Section 1. NOW, THEREFORE, BE IT ORDAINED by the Vernon Township Council that Vernon Township shall purchase a sewer main easement in the form attached hereto as Exhibit “A” consisting of approximately 8,000 linear feet from the New York Susquehanna and Western Railway Corporation for the price of $140,000.00.
Section 2. Severability
If any section, subsection, clause or phrase of this Ordinance is for any reason held to be unconstitutional or invalid, such decision shall not affect the remaining portions of this Ordinance.
Section 3. Effective date
This Ordinance shall take effect in the time and manner prescribed by law.
GRANT OF EASEMENT
THIS INDENTURE, made this ____ day of _________, 2015, by and between THE NEW YORK, SUSQUEHANNA AND WESTERN RAILWAY CORPORATION, a corporation of the State of New Jersey, having a mailing address of 1 Railroad Avenue, Cooperstown, New York 13326 (“Grantor”), and the TOWNSHIP OF VERNON, NEW JERSEY, having a mailing address of 15 Church Street, Vernon, New Jersey 07642 (“Grantee”).
WHEREAS Grantor entered into a certain License Agreement dated January 1, 2009 with United Water Sewage, Inc., a copy of which is attached hereto as Exhibit A (the License Agreement); and
WHEREAS by Assignment and Assumption of License dated June 27, 2012, the rights and obligations of United Water Sewage, Inc. were assigned to, and assumed by, Grantee; and
WHEREAS Grantor and Grantee wish to convert said License Agreement to an easement upon the terms and conditions set forth herein;
WITNESSETH, that Grantor, in consideration of $ 140,000.00 and other good and valid consideration, receipt of which is hereby acknowledged, and of the mutual covenants and agreements hereinafter set forth, has granted, bargained and sold, and by these presents does grant, bargain and sell unto the Grantee and its successors and assigns, a perpetual and assignable Easements in, on, over, under, within, above, along, through and across the property and lands of Grantor located in the County of Sussex, New Jersey and only as described in the License Agreement (hereinafter referred to as the “Property”), for existing installations and related operation, use, maintenance, repair, replacement, augmentation, modification, enlargement, renewal and removal of the existing facilities and appurtenances described in the License Agreement (hereinafter collectively referred to as the “Facilities”).
IT BEING UNDERSTOOD AND AGREED that the Easement and rights hereby granted, transferred and conveyed shall not unreasonably interfere with Grantor’s continued use of the Property.

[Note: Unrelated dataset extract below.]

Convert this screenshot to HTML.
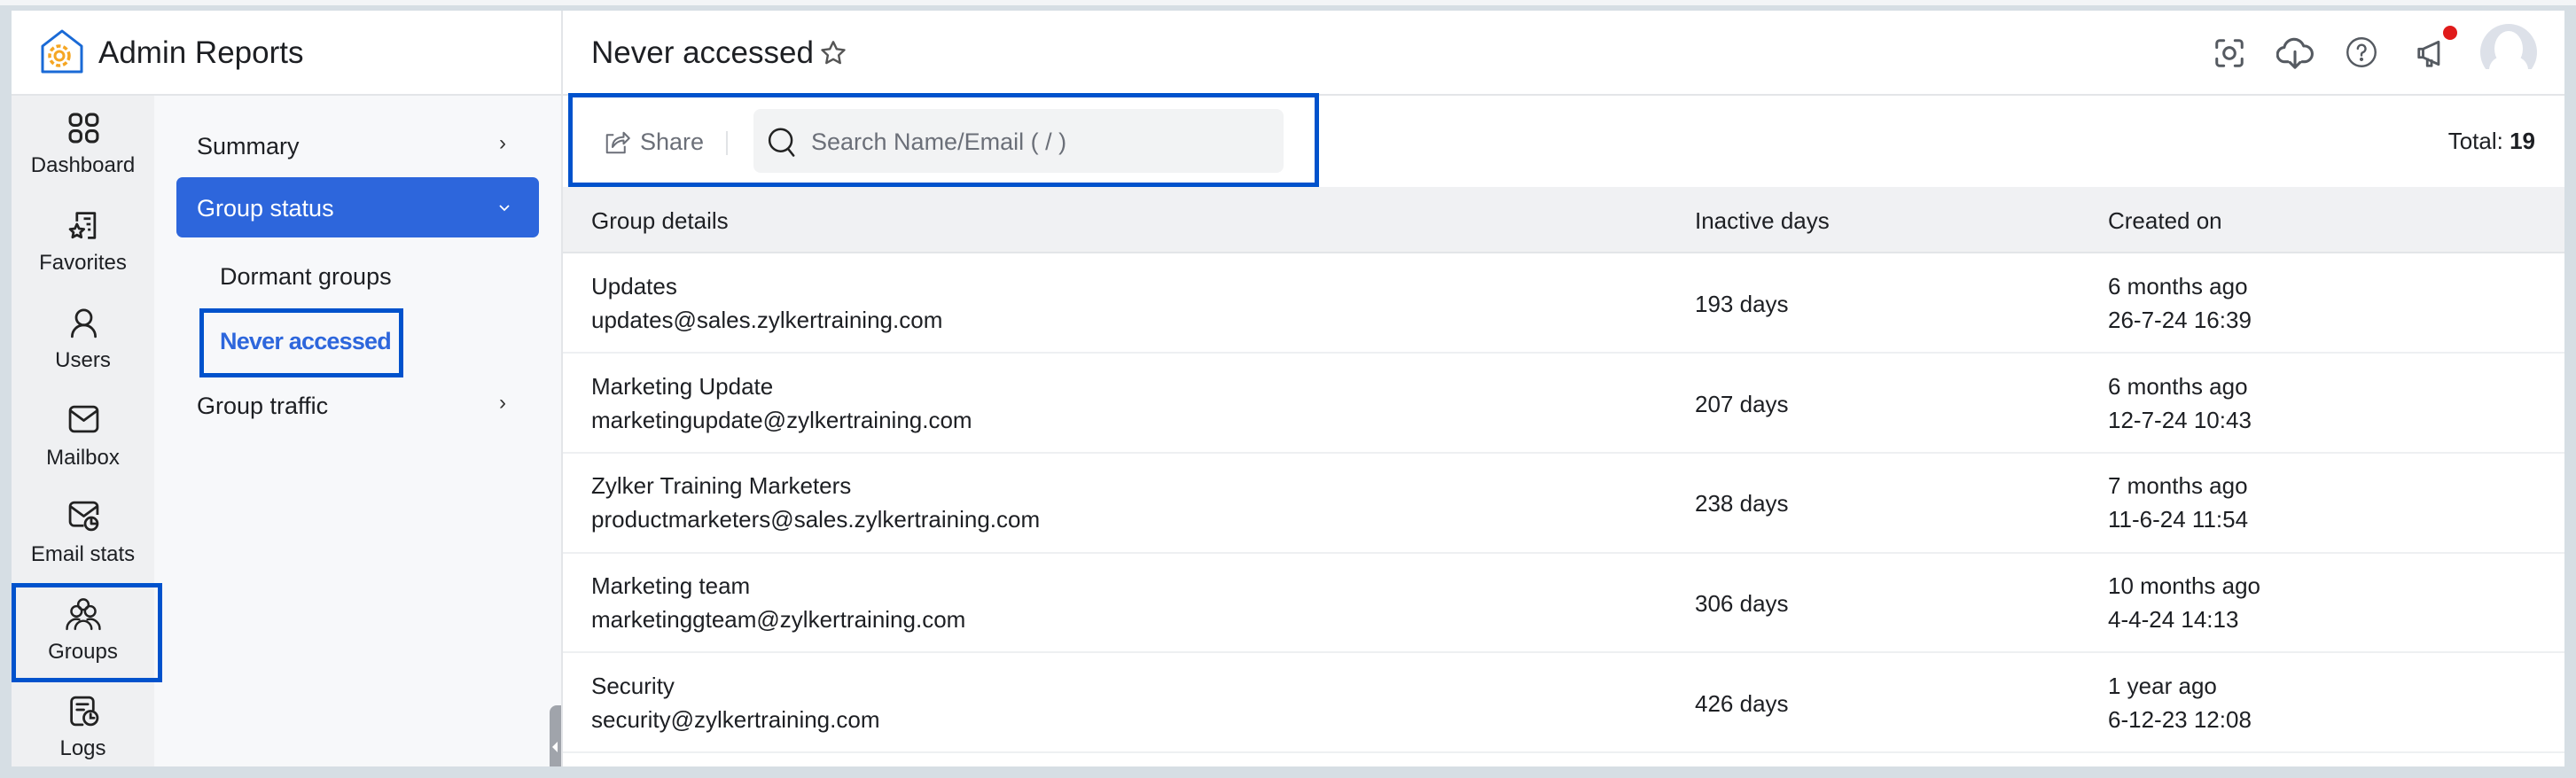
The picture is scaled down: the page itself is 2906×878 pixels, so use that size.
<!DOCTYPE html>
<html><head><meta charset="utf-8"><style>
*{margin:0;padding:0;box-sizing:border-box}
body{width:2906px;height:878px;overflow:hidden;background:#d6dee4;font-family:"Liberation Sans",sans-serif;color:#1d1f23;position:relative}
.a{position:absolute;line-height:1;white-space:nowrap}
.rl{position:absolute;left:13px;width:161px;text-align:center;font-size:24px;line-height:1}
.sm{font-size:27px}
.r{font-size:26px}
svg{position:absolute}
</style></head><body>
<div class="a" style="left:0;top:0;width:2906px;height:6px;background:#f3f5f7"></div>
<div class="a" style="left:13px;top:12px;width:2880px;height:853px;background:#fff"></div>
<!-- header -->
<div class="a" style="left:13px;top:106px;width:2880px;height:2px;background:#e3e5e8"></div>
<div class="a" style="left:633px;top:12px;width:2px;height:853px;background:#e3e5e8"></div>
<svg style="left:45px;top:32px" width="50" height="52" viewBox="0 0 50 52"><path d="M3 20 L25 3 L47 20 V49 H3 Z" fill="none" stroke="#1a6ad6" stroke-width="3" stroke-linejoin="round"/><circle cx="22" cy="31" r="11" fill="none" stroke="#f5a623" stroke-width="3.5" stroke-dasharray="5 3"/><circle cx="22" cy="31" r="5" fill="none" stroke="#f5a623" stroke-width="3"/></svg>
<div class="a" style="left:111px;top:42px;font-size:35px">Admin Reports</div>
<div class="a" style="left:667px;top:42px;font-size:35px">Never accessed</div>
<svg style="left:924px;top:44px" width="32" height="32" viewBox="0 0 24 24"><path d="M12 2.5l2.9 6 6.5.8-4.8 4.5 1.2 6.5L12 17.1l-5.8 3.2 1.2-6.5L2.6 9.3l6.5-.8z" fill="none" stroke="#555" stroke-width="1.8" stroke-linejoin="round"/></svg>
<!-- top right icons -->
<svg style="left:2496px;top:41px" width="38" height="38" viewBox="0 0 24 24" fill="none" stroke="#555a61" stroke-width="1.9" stroke-linecap="round"><path d="M3 8V5a2 2 0 0 1 2-2h3M16 3h3a2 2 0 0 1 2 2v3M21 16v3a2 2 0 0 1-2 2h-3M8 21H5a2 2 0 0 1-2-2v-3"/><circle cx="12" cy="12" r="4"/></svg>
<svg style="left:2568px;top:40px" width="42" height="40" viewBox="0 0 26 24" fill="none" stroke="#555a61" stroke-width="1.9" stroke-linecap="round" stroke-linejoin="round"><path d="M8 18H6a5 5 0 0 1-.5-10A7 7 0 0 1 19 7a5 5 0 0 1 1 11h-2"/><path d="M13 11v11M9.5 18.5L13 22l3.5-3.5"/></svg>
<svg style="left:2646px;top:41px" width="36" height="36" viewBox="0 0 24 24" fill="none" stroke="#555a61" stroke-width="1.6"><circle cx="12" cy="12" r="10.5"/><path d="M9.2 9.3a2.9 2.9 0 1 1 3.8 2.8c-.7.3-1 .8-1 1.5v.8" stroke-linecap="round"/><circle cx="12" cy="17.3" r=".6" fill="#555a61"/></svg>
<svg style="left:2724px;top:41px" width="38" height="38" viewBox="0 0 24 24" fill="none" stroke="#555a61" stroke-width="1.8" stroke-linejoin="round"><path d="M3 9h3l11-5v16L6 15H3z"/><path d="M6 9v6M9 15.5V21h3v-4.5"/></svg>
<div class="a" style="left:2756px;top:29px;width:16px;height:16px;border-radius:50%;background:#e01b1b"></div>
<div class="a" style="left:2798px;top:27px;width:64px;height:64px;border-radius:50%;background:#dde1e9;overflow:hidden;clip-path:inset(0 0 13px 0)">
<div class="a" style="left:16px;top:8px;width:32px;height:40px;border-radius:50%;background:#fff"></div>
<div class="a" style="left:10px;top:36px;width:44px;height:40px;border-radius:40%;background:#fff"></div></div>
<!-- rail -->
<div class="a" style="left:13px;top:108px;width:161px;height:757px;background:#eff0f2"></div>
<div class="a" style="left:174px;top:108px;width:459px;height:757px;background:#f7f8fa"></div>
<svg style="left:76px;top:126px" width="37" height="37" viewBox="0 0 24 24" fill="none" stroke="#222" stroke-width="2"><rect x="2" y="2" width="8" height="8" rx="3"/><rect x="14" y="2" width="8" height="8" rx="3"/><rect x="2" y="14" width="8" height="8" rx="3"/><rect x="14" y="14" width="8" height="8" rx="3"/></svg>
<div class="rl" style="top:175px">Dashboard</div>
<svg style="left:76px;top:236px" width="37" height="37" viewBox="0 0 24 24" fill="none" stroke="#222" stroke-width="1.8" stroke-linejoin="round"><path d="M7 9V3h13v18h-5"/><path d="M12 7h5M14 11h3M15 15h2"/><path d="M7 11l1.6 3.3 3.5.4-2.6 2.4.7 3.5L7 18.9l-3.2 1.7.7-3.5L2 14.7l3.5-.4z"/></svg>
<div class="rl" style="top:285px">Favorites</div>
<svg style="left:76px;top:346px" width="37" height="37" viewBox="0 0 24 24" fill="none" stroke="#222" stroke-width="1.8" stroke-linecap="round"><circle cx="12" cy="8" r="5.5"/><path d="M3.5 22a8.5 8.5 0 0 1 17 0"/></svg>
<div class="rl" style="top:395px">Users</div>
<svg style="left:76px;top:456px" width="37" height="34" viewBox="0 0 24 22" fill="none" stroke="#222" stroke-width="1.8" stroke-linejoin="round"><rect x="2" y="2" width="20" height="18" rx="3"/><path d="M2.5 5l9.5 7 9.5-7"/></svg>
<div class="rl" style="top:505px">Mailbox</div>
<svg style="left:76px;top:564px" width="37" height="37" viewBox="0 0 24 24" fill="none" stroke="#222" stroke-width="1.8" stroke-linejoin="round"><path d="M12 19H5a3 3 0 0 1-3-3V5a3 3 0 0 1 3-3h14a3 3 0 0 1 3 3v6"/><path d="M2.5 5l9.5 7 9.5-7"/><circle cx="17.5" cy="17.5" r="4.5"/><path d="M17.5 13v4.5h4.5"/></svg>
<div class="rl" style="top:614px">Email stats</div>
<div class="a" style="left:13px;top:658px;width:170px;height:112px;border:5px solid #0052cc"></div>
<svg style="left:74px;top:674px" width="40" height="38" viewBox="0 0 26 24" fill="none" stroke="#222" stroke-width="1.6" stroke-linecap="round"><circle cx="13" cy="5" r="3.8"/><circle cx="8" cy="10" r="3.8"/><circle cx="18" cy="10" r="3.8"/><path d="M1 23a7 7 0 0 1 9-7M25 23a7 7 0 0 0-9-7M7 23a6 6 0 0 1 12 0"/></svg>
<div class="rl" style="top:724px">Groups</div>
<svg style="left:76px;top:784px" width="37" height="37" viewBox="0 0 24 24" fill="none" stroke="#222" stroke-width="1.8" stroke-linecap="round"><path d="M11 22H6a3 3 0 0 1-3-3V5a3 3 0 0 1 3-3h10a3 3 0 0 1 3 3v6"/><path d="M7 7h8M7 11h5"/><circle cx="17" cy="17" r="5"/><path d="M17 14v3h2.5"/></svg>
<div class="rl" style="top:833px">Logs</div>
<!-- submenu -->
<div class="a sm" style="left:222px;top:152px">Summary</div>
<div class="a" style="left:563px;top:150px;font-size:24px;color:#333">›</div>
<div class="a" style="left:199px;top:200px;width:409px;height:68px;border-radius:7px;background:#2d66dc"></div>
<div class="a sm" style="left:222px;top:222px;color:#fff">Group status</div>
<svg style="left:562px;top:230px" width="14" height="10" viewBox="0 0 14 10"><path d="M2 2l5 5 5-5" fill="none" stroke="#fff" stroke-width="1.8"/></svg>
<div class="a sm" style="left:248px;top:299px">Dormant groups</div>
<div class="a" style="left:225px;top:348px;width:230px;height:78px;border:5px solid #0052cc"></div>
<div class="a sm" style="left:248px;top:372px;color:#2d66dc;font-weight:bold;letter-spacing:-0.8px">Never accessed</div>
<div class="a sm" style="left:222px;top:445px">Group traffic</div>
<div class="a" style="left:563px;top:443px;font-size:24px;color:#333">›</div>
<div class="a" style="left:620px;top:796px;width:13px;height:69px;background:#a0a4ab;border-radius:8px 0 0 0"></div>
<svg style="left:622px;top:836px" width="8" height="14" viewBox="0 0 8 14"><path d="M7 1L1 7l6 6z" fill="#fff"/></svg>
<!-- toolbar -->
<div class="a" style="left:641px;top:105px;width:847px;height:106px;border:5px solid #0052cc"></div>
<svg style="left:681px;top:146px" width="30" height="30" viewBox="0 0 24 24" fill="none" stroke="#6b6f78" stroke-width="1.6" stroke-linejoin="round"><path d="M9 5H3v16h16v-6"/><path d="M8 16c0-6 4-9 10-9V3l5 5-5 5V10c-4 0-7 2-10 6z"/></svg>
<div class="a sm" style="left:722px;top:147px;color:#6b6f78">Share</div>
<div class="a" style="left:819px;top:148px;width:2px;height:27px;background:#e1e3e6"></div>
<div class="a" style="left:850px;top:123px;width:598px;height:72px;border-radius:8px;background:#f2f3f4"></div>
<svg style="left:865px;top:143px" width="34" height="36" viewBox="0 0 24 26" fill="none" stroke="#222" stroke-width="1.8" stroke-linecap="round"><circle cx="11" cy="11" r="9"/><path d="M17.5 18.5l4 5"/></svg>
<div class="a sm" style="left:915px;top:147px;color:#6b6f78">Search Name/Email ( / )</div>
<div class="a r" style="right:46px;top:146px">Total: <b>19</b></div>
<!-- table -->
<div class="a" style="left:635px;top:211px;width:2258px;height:74px;background:#f0f1f3"></div>
<div class="a" style="left:635px;top:284px;width:2258px;height:2px;background:#e3e5e8"></div>
<div class="a r" style="left:667px;top:236px">Group details</div>
<div class="a r" style="left:1912px;top:236px">Inactive days</div>
<div class="a r" style="left:2378px;top:236px">Created on</div>

<div class="a r" style="left:667px;top:310px">Updates</div>
<div class="a r" style="left:667px;top:348px">updates@sales.zylkertraining.com</div>
<div class="a r" style="left:1912px;top:330px">193 days</div>
<div class="a r" style="left:2378px;top:310px">6 months ago</div>
<div class="a r" style="left:2378px;top:348px">26-7-24 16:39</div>
<div class="a" style="left:635px;top:397px;width:2258px;height:2px;background:#eef0f2"></div>

<div class="a r" style="left:667px;top:423px">Marketing Update</div>
<div class="a r" style="left:667px;top:461px">marketingupdate@zylkertraining.com</div>
<div class="a r" style="left:1912px;top:443px">207 days</div>
<div class="a r" style="left:2378px;top:423px">6 months ago</div>
<div class="a r" style="left:2378px;top:461px">12-7-24 10:43</div>
<div class="a" style="left:635px;top:510px;width:2258px;height:2px;background:#eef0f2"></div>

<div class="a r" style="left:667px;top:535px">Zylker Training Marketers</div>
<div class="a r" style="left:667px;top:573px">productmarketers@sales.zylkertraining.com</div>
<div class="a r" style="left:1912px;top:555px">238 days</div>
<div class="a r" style="left:2378px;top:535px">7 months ago</div>
<div class="a r" style="left:2378px;top:573px">11-6-24 11:54</div>
<div class="a" style="left:635px;top:623px;width:2258px;height:2px;background:#eef0f2"></div>

<div class="a r" style="left:667px;top:648px">Marketing team</div>
<div class="a r" style="left:667px;top:686px">marketinggteam@zylkertraining.com</div>
<div class="a r" style="left:1912px;top:668px">306 days</div>
<div class="a r" style="left:2378px;top:648px">10 months ago</div>
<div class="a r" style="left:2378px;top:686px">4-4-24 14:13</div>
<div class="a" style="left:635px;top:735px;width:2258px;height:2px;background:#eef0f2"></div>

<div class="a r" style="left:667px;top:761px">Security</div>
<div class="a r" style="left:667px;top:799px">security@zylkertraining.com</div>
<div class="a r" style="left:1912px;top:781px">426 days</div>
<div class="a r" style="left:2378px;top:761px">1 year ago</div>
<div class="a r" style="left:2378px;top:799px">6-12-23 12:08</div>
<div class="a" style="left:635px;top:848px;width:2258px;height:2px;background:#eef0f2"></div>
</body></html>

IT BEING FURTHER UNDERSTOOD AND AGREED that all of the terms and conditions of said License Agreements shall continue in full force and effect, with the exception that (i) no further payment of annual or recurring license fees as set forth in Paragraph Fifth of the License Agreement shall be required; (ii) the limits of insurance coverage required under Paragraph Seventh of the License Agreement may be adjusted by Grantor no more frequently than once each five years to reflect changes in the Consumer Price Index (or other similar standard) from the last such adjustment; and (iii) Grantor shall have no right to cancel said License Agreement as set forth in Paragraph Ninth of the License Agreement.
TO HAVE AND TO HOLD the aforesaid Easement and rights, unto the said Grantee, its successors and assigns, forever.
The words “Grantor” and “Grantee” used herein shall be construed as if they read “Grantors” and “Grantees,” respectively, whenever the sense of this instrument so requires and whether singular or plural, such words shall be deemed to include at all times and in all cases the heirs, legal representatives or successors and assigns of Grantor and Grantee.
IN WITNESS WHEREOF, the Grantor has caused its corporate seal to be hereunto affixed and these presents to be signed by its duly authorized officer, the day and year first above written.